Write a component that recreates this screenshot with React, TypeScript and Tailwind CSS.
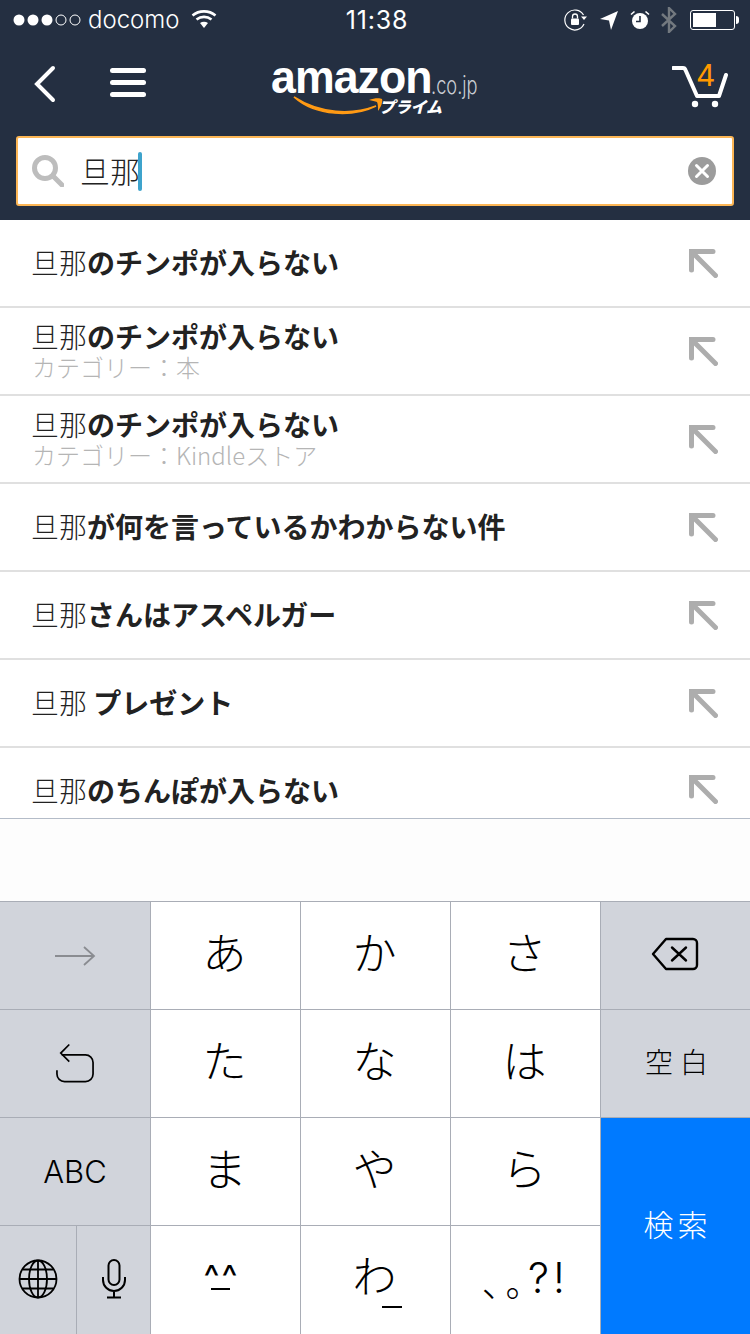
import React from 'react';

const jp = '[font-family:"Noto_Sans_CJK_JP","Noto_Sans",sans-serif]';

const suggestions = [
  { bold: 'のチンポが入らない' },
  { bold: 'のチンポが入らない', sub: 'カテゴリー：本' },
  { bold: 'のチンポが入らない', sub: 'カテゴリー：Kindleストア' },
  { bold: 'が何を言っているかわからない件' },
  { bold: 'さんはアスペルガー' },
  { bold: ' プレゼント' },
];

const StatusBar = () => (
  <div className="flex h-10 items-center justify-between pl-[13px] pr-[11px] text-white">
    <div className="flex w-[260px] items-center">
      <svg width="68" height="14" viewBox="0 0 68 14">
        {[6, 20, 34].map((cx) => (
          <circle key={cx} cx={cx} cy="7" r="5.5" fill="#fff" />
        ))}
        {[48, 62].map((cx) => (
          <circle key={cx} cx={cx} cy="7" r="5" fill="none" stroke="#fff" strokeWidth="1" />
        ))}
      </svg>
      <span className="ml-[7px] font-['Inter',sans-serif] text-[24px] leading-none font-light">docomo</span>
      <svg className="ml-[11px] mt-[-2px]" width="26" height="20" viewBox="0 0 26 20" fill="none" stroke="#fff" strokeWidth="2.6">
        <path d="M1.5 6.5C8 1 18 1 24.5 6.5" />
        <path d="M5.5 10.5C10 7 16 7 20.5 10.5" />
        <path d="M13 19l-4-5c2.4-1.6 5.6-1.6 8 0z" fill="#fff" stroke="none" />
      </svg>
    </div>
    <span className="ml-[2px] font-['Inter',sans-serif] text-[25px] leading-none font-normal tracking-[0.8px]">11:38</span>
    <div className="flex w-[260px] items-center justify-end">
      <svg width="24" height="22" viewBox="0 0 24 22" fill="none">
        <path d="M20 15A10 10 0 1 1 19.5 6" stroke="#fff" strokeWidth="1.2" />
        <path d="M17 7.5h6l-3 3.5z" fill="#fff" />
        <rect x="7" y="9.5" width="8" height="6.5" rx="1" fill="#fff" />
        <path d="M8.5 9.5V7.5a2.5 2.5 0 0 1 5 0v2" stroke="#fff" strokeWidth="1.3" />
      </svg>
      <svg className="ml-[12px]" width="18" height="19" viewBox="0 0 18 19">
        <path d="M18 0L11 19l-2-9.5L0 8z" fill="#fff" />
      </svg>
      <svg className="ml-[12px]" width="20" height="20" viewBox="0 0 20 20" fill="none">
        <circle cx="10" cy="11" r="8" fill="#fff" />
        <path d="M10 6v5.5H6" stroke="#242f41" strokeWidth="1.6" />
        <path d="M1 4.5L4.5 1.5M19 4.5L15.5 1.5" stroke="#fff" strokeWidth="1.6" />
      </svg>
      <svg className="ml-[11px]" width="16" height="26" viewBox="0 0 16 26" fill="none" stroke="#73797f" strokeWidth="2.4">
        <path d="M1 7l13 12-6 6V1l6 6L1 19" />
      </svg>
      <div className="ml-[13px] flex items-center">
        <div className="h-[20px] w-[45px] rounded-[3px] border border-white p-[2px]">
          <div className="h-full w-[23px] bg-white" />
        </div>
        <div className="ml-px h-[8px] w-[3px] rounded-r-sm bg-white" />
      </div>
    </div>
  </div>
);

const AmazonLogo = () => (
  <div className="relative h-[56px] w-[206px] text-white">
    <span className="absolute top-[0px] left-0 origin-left scale-x-[0.95] font-['Liberation_Sans',sans-serif] text-[47px] leading-[36px] font-bold tracking-[-1px]">
      amazon
    </span>
    <span className="absolute top-[17px] left-[160px] origin-left scale-x-[0.76] font-['Inter',sans-serif] text-[24px] leading-[20px] font-light text-[#c9cdd3]">
      .co.jp
    </span>
    <svg className="absolute top-[37px] left-[22px]" width="102" height="22" viewBox="0 0 102 22" fill="none">
      <path d="M1 1c26 17 58 18 82 9-22 11-60 11-82-9z" fill="#ff9a14" stroke="#ff9a14" strokeWidth="1.5" />
      <path d="M76 4c5-2 11-2 13-1 1 3-1 8-4 12 0-4 0-7-1-9-2-1-5-1-8-2z" fill="#ff9a14" />
    </svg>
    <span className={`absolute top-[37px] left-[108px] ${jp} text-[16px] leading-[20px] font-black tracking-[-0.2px] italic`}>
      プライム
    </span>
  </div>
);

const NavBar = () => (
  <div className="flex h-[96px] items-start pt-[23px] pl-[33px]">
    <svg width="24" height="38" viewBox="0 0 24 38" fill="none" stroke="#fff" strokeWidth="4" strokeLinecap="round" className="mt-[2px]">
      <path d="M20 3L4 19l16 16" />
    </svg>
    <div className="mt-[5px] ml-[53px] flex w-[36px] flex-col gap-[7px]">
      <div className="h-[5px] rounded-sm bg-white" />
      <div className="h-[5px] rounded-sm bg-white" />
      <div className="h-[5px] rounded-sm bg-white" />
    </div>
    <div className="mt-[-4px] ml-[125px]">
      <AmazonLogo />
    </div>
    <div className="relative ml-[195px] h-[42px] w-[57px]">
      <svg className="mt-[3px]" width="57" height="42" viewBox="0 0 57 42" fill="none">
        <path d="M1 2h10c1 0 2 .5 2.500 2l11.500 26h22L54 9" stroke="#fff" strokeWidth="4" strokeLinejoin="round" strokeLinecap="round" />
        <circle cx="23" cy="38" r="3.200" fill="#fff" />
        <circle cx="43" cy="38" r="3.200" fill="#fff" />
      </svg>
      <span className="absolute top-[-5px] left-[24px] font-['Inter',sans-serif] text-[30px] leading-[34px] text-[#f90]">4</span>
    </div>
  </div>
);

const SearchBox = () => (
  <div className="mx-4 flex h-[70px] items-center rounded-[3px] border-2 border-[#fcb655] bg-white pr-[16px] pl-[14px]">
    <svg width="32" height="32" viewBox="0 0 32 32" fill="none" stroke="#bdbdbd">
      <circle cx="13" cy="13" r="10.500" strokeWidth="5" />
      <path d="M21 21l9 9" strokeWidth="5" strokeLinecap="round" />
    </svg>
    <span className={`ml-[16px] mt-[-3px] ${jp} text-[30px] leading-none font-light text-[#222]`}>旦那</span>
    <div className="ml-[-2px] h-[39px] w-1 rounded-full bg-[#3ea3cc]" />
    <svg className="ml-auto" width="28" height="28" viewBox="0 0 28 28">
      <circle cx="14" cy="14" r="14" fill="#9c9c9c" />
      <path d="M8.500 8.500l11 11M19.500 8.500l-11 11" stroke="#fff" strokeWidth="3" strokeLinecap="round" />
    </svg>
  </div>
);

const FillArrow = () => (
  <svg width="30" height="30" viewBox="0 0 30 30" fill="none" stroke="#adadad" strokeWidth="5" strokeLinejoin="miter">
    <path d="M3.500 22V3.500H25" strokeLinecap="round" />
    <path d="M4 4L27.500 27.500" strokeLinecap="round" />
  </svg>
);

const SuggestionText = ({ bold }: { bold: string }) => (
  <div className={`${jp} text-[28px] leading-[32px] whitespace-pre text-[#222]`}>
    <span className="font-light">旦那</span>
    <span className="font-semibold">{bold}</span>
  </div>
);

const SuggestionRow = ({ bold, sub }: { bold: string; sub?: string }) => (
  <div className="flex h-[88px] items-center justify-between border-b-2 border-[#e0e0e0] pr-[32px] pl-[31px]">
    <div className={sub ? 'mt-[-1px]' : 'mt-[-2px]'}>
      <SuggestionText bold={bold} />
      {sub && <div className={`${jp} pl-[1px] text-[24px] leading-[30px] font-light text-[#b5b5b5]`}>{sub}</div>}
    </div>
    <div>
      <FillArrow />
    </div>
  </div>
);

const Key = ({ children, gray, className }: { children?: React.ReactNode; gray?: boolean; className?: string }) => (
  <div className={`flex items-center justify-center border-t border-l border-[#a9adb6] first:border-l-0 ${gray ? 'bg-[#d1d4db]' : 'bg-white'} ${className ?? ''}`}>
    {children}
  </div>
);

const Kana = ({ children }: { children: React.ReactNode }) => (
  <span className={`${jp} mt-[-10px] ml-[-2px] inline-block text-[44px] leading-none font-light text-black`}>{children}</span>
);

const Keyboard = () => (
  <div className="grid grid-cols-[150px_150px_150px_150px_150px] grid-rows-[108px_108px_108px_109px] bg-[#a9adb6]">
    <Key gray className="border-l-0">
      <svg width="42" height="22" viewBox="0 0 42 22" fill="none" stroke="#8a8c91" strokeWidth="1.800">
        <path d="M1 11h39M30 2l10 9-10 9" />
      </svg>
    </Key>
    <Key><Kana>あ</Kana></Key>
    <Key><Kana>か</Kana></Key>
    <Key><Kana>さ</Kana></Key>
    <Key gray>
      <svg width="48" height="34" viewBox="0 0 48 34" fill="none" stroke="#000" strokeWidth="2.400" strokeLinejoin="round" className="mt-[-3px] ml-[-2px]">
        <path d="M15 2h27a4 4 0 0 1 4 4v22a4 4 0 0 1-4 4H15L2 17z" />
        <path d="M21 10.500l14 13M35 10.500l-14 13" strokeLinecap="round" />
      </svg>
    </Key>

    <Key gray className="border-l-0">
      <svg width="38" height="41" viewBox="0 0 40 42" fill="none" stroke="#000" strokeWidth="1.800">
        <path d="M1 28v4a8 8 0 0 0 8 8h22a8 8 0 0 0 8-8v-12a8 8 0 0 0-8-8H6" />
        <path d="M14 1L5 10l9 9" />
      </svg>
    </Key>
    <Key><Kana>た</Kana></Key>
    <Key><Kana>な</Kana></Key>
    <Key><Kana>は</Kana></Key>
    <Key gray>
      <span className={`${jp} mt-[-5px] ml-[9px] text-[28px] leading-none font-light tracking-[7px] text-black`}>空白</span>
    </Key>

    <Key gray className="border-l-0">
      <span className="font-['Inter',sans-serif] text-[31px] leading-none font-light text-black">ABC</span>
    </Key>
    <Key><Kana>ま</Kana></Key>
    <Key><Kana>や</Kana></Key>
    <Key><Kana>ら</Kana></Key>
    <div className="row-span-2 flex items-center justify-center border-t border-l border-[#a9adb6] bg-[#007aff]">
      <span className={`${jp} mt-[-7px] ml-[4px] text-[30px] leading-none font-light tracking-[4px] text-white`}>検索</span>
    </div>

    <div className="grid grid-cols-[76px_74px] border-t border-[#a9adb6] bg-[#d1d4db]">
      <div className="flex items-center justify-center">
        <svg className="mt-[-2px]" width="40" height="40" viewBox="0 0 40 40" fill="none" stroke="#000" strokeWidth="1.800">
          <circle cx="20" cy="20" r="18.500" />
          <ellipse cx="20" cy="20" rx="9" ry="18.500" />
          <path d="M20 1.500v37M1.500 20h37M4.500 10.500h31M4.500 29.500h31" />
        </svg>
      </div>
      <div className="flex items-center justify-center border-l border-[#a9adb6]">
        <svg className="mt-[-2px]" width="24" height="40" viewBox="0 0 24 40" fill="none" stroke="#000" strokeWidth="2">
          <rect x="6.500" y="1" width="11" height="25" rx="5.500" />
          <path d="M1 18v3a11 11 0 0 0 22 0v-3M12 32v6M5 38.500h14" />
        </svg>
      </div>
    </div>
    <Key>
      <span className="relative mt-[-6px] mr-[8px] font-['Inter',sans-serif] text-[34px] leading-none tracking-[2px] text-black">
        ^^
        <span className="absolute top-[28px] left-[8px] h-[2px] w-[19px] bg-black" />
      </span>
    </Key>
    <Key>
      <span className="relative">
        <Kana>わ</Kana>
        <span className="absolute right-[-5px] bottom-[-9px] h-[2px] w-[20px] bg-black" />
      </span>
    </Key>
    <Key>
      <span className="mt-[-4px] flex items-end text-black">
        <span className={`${jp} text-[36px] leading-none font-light tracking-[5px] [font-feature-settings:"palt"]`}>、。</span>
        <span className="font-['Inter',sans-serif] text-[42px] leading-none font-light tracking-[4px]">?!</span>
      </span>
    </Key>
  </div>
);

export default function App() {
  return (
    <div className="flex h-[1334px] w-[750px] flex-col overflow-hidden bg-[#fdfdfd]">
      <header className="h-[220px] bg-[#242f41]">
        <StatusBar />
        <NavBar />
        <SearchBox />
      </header>

      <div className="bg-white">
        {suggestions.map((item, i) => (
          <SuggestionRow key={i} bold={item.bold} sub={item.sub} />
        ))}
        <div className="flex h-[71px] items-start justify-between border-b border-[#b4bcc8] pt-[26px] pr-[32px] pl-[31px]">
          <SuggestionText bold="のちんぽが入らない" />
          <FillArrow />
        </div>
      </div>

      <div className="mt-auto">
        <Keyboard />
      </div>
    </div>
  );
}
----
**To do:** Show all lines from the data above in which the word "React" appears.

**Worked solution:**
Write a component that recreates this screenshot with React, TypeScript and Tailwind CSS.
import React from 'react';
const Key = ({ children, gray, className }: { children?: React.ReactNode; gray?: boolean; className?: string }) => (
const Kana = ({ children }: { children: React.ReactNode }) => (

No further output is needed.